I did see info on these Forums that 10th gen Intel is awfully slow with FreeBSD (several different Forums users mentioned that), but 9th gen? I guess there's a first time for everything.

BTW, have you tried playing with Legacy Boot vs UEFI boot on your mobo? Sometimes that makes a difference if you use the correct architecture for your installer (should be amd64, which is compatible with both Intel and AMD, and is supported by FreeBSD at Tier 1 level (as opposed to i386, which is Tier 2 support)).
 
This reddit-like thread reminds me of the time a friend of mine showed me a thread on the FreeBSD reddit sub itself where half the posters mentioned that they don't use FreeBSD. Another time, on my city's reddit sub, something happened locally and most of the posters mentioned they don't even live in my city.

Reason #9764 why I never go to reddit for anything.
If you never go to Reddit for anything, then how come you know so much about it?
 
I wanted to run FreeBSD or NetBSD on my secondary computer but hardware support just isn't right there yet. I don't even have the latest and greatest GPU, I was testing the systems on a computer with an Intel Coffee Lake iGPU (9th gen) and in all BSD systems I tried (FreeBSD, NetBSD, Midnight, Ghost), I always had the same problem trying to run a graphical environment: either it would not boot despite proper configuration or I would be stuck at a low resolution with software rendering.

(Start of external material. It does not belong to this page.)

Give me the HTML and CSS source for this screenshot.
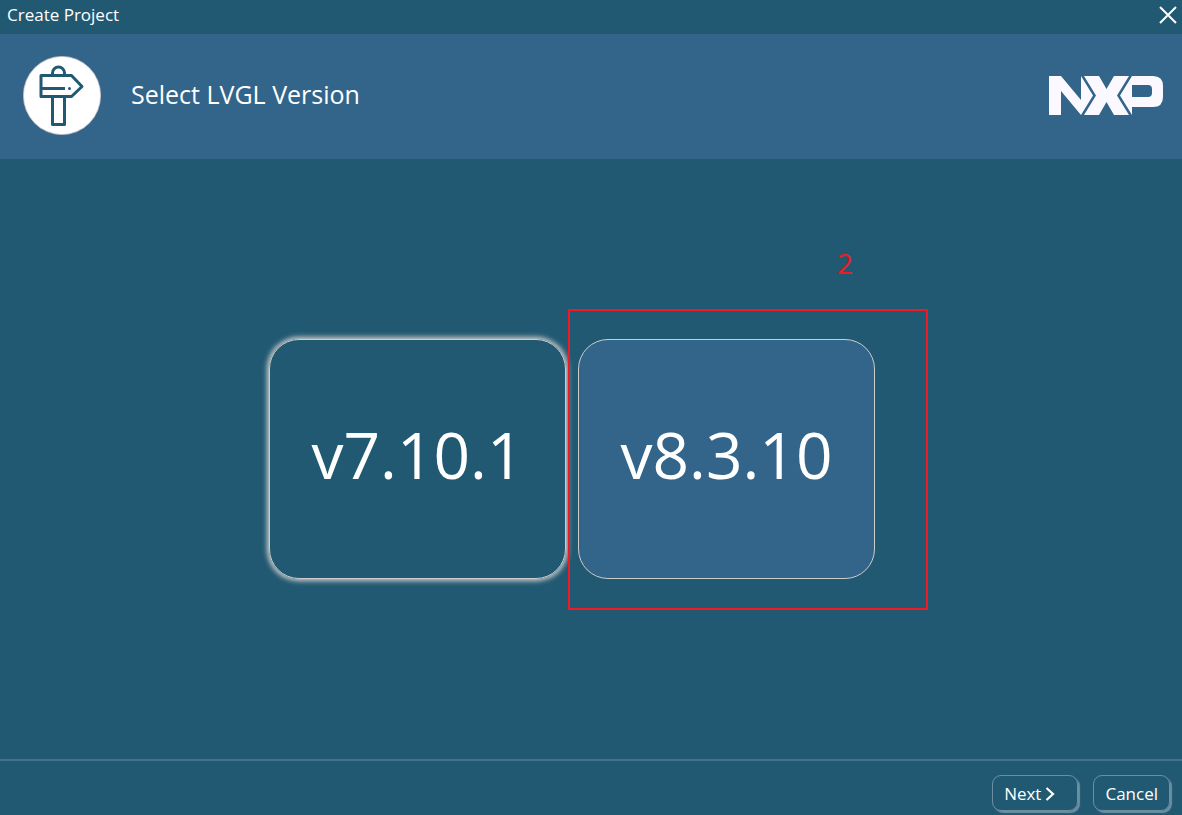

I don't know about intel after Haswell, but I have a AMD Ryzen 9900X CPU, and a Nvidia RTX 4090 GPU.
Both work with FreeBSD.
The only downside I have for now is the absence of iGPU support (the GPU chip on the CPU).
 
I have a guy who sometimes comes to me with, "You're not going to believe this!", and goes on to tell me what he read over there. No, I don't want to hear about it, but he tells me anyway.
There's good and bad ways to harvest information. Information is like potatoes. You can either drive to a grocery store in a car to get your potatoes, or you can send a kid running barefoot into the field and have him dig in the dirt for potatoes. If FreeBSD forums is a grocery store with shiny display cases, Reddit is the muddy field.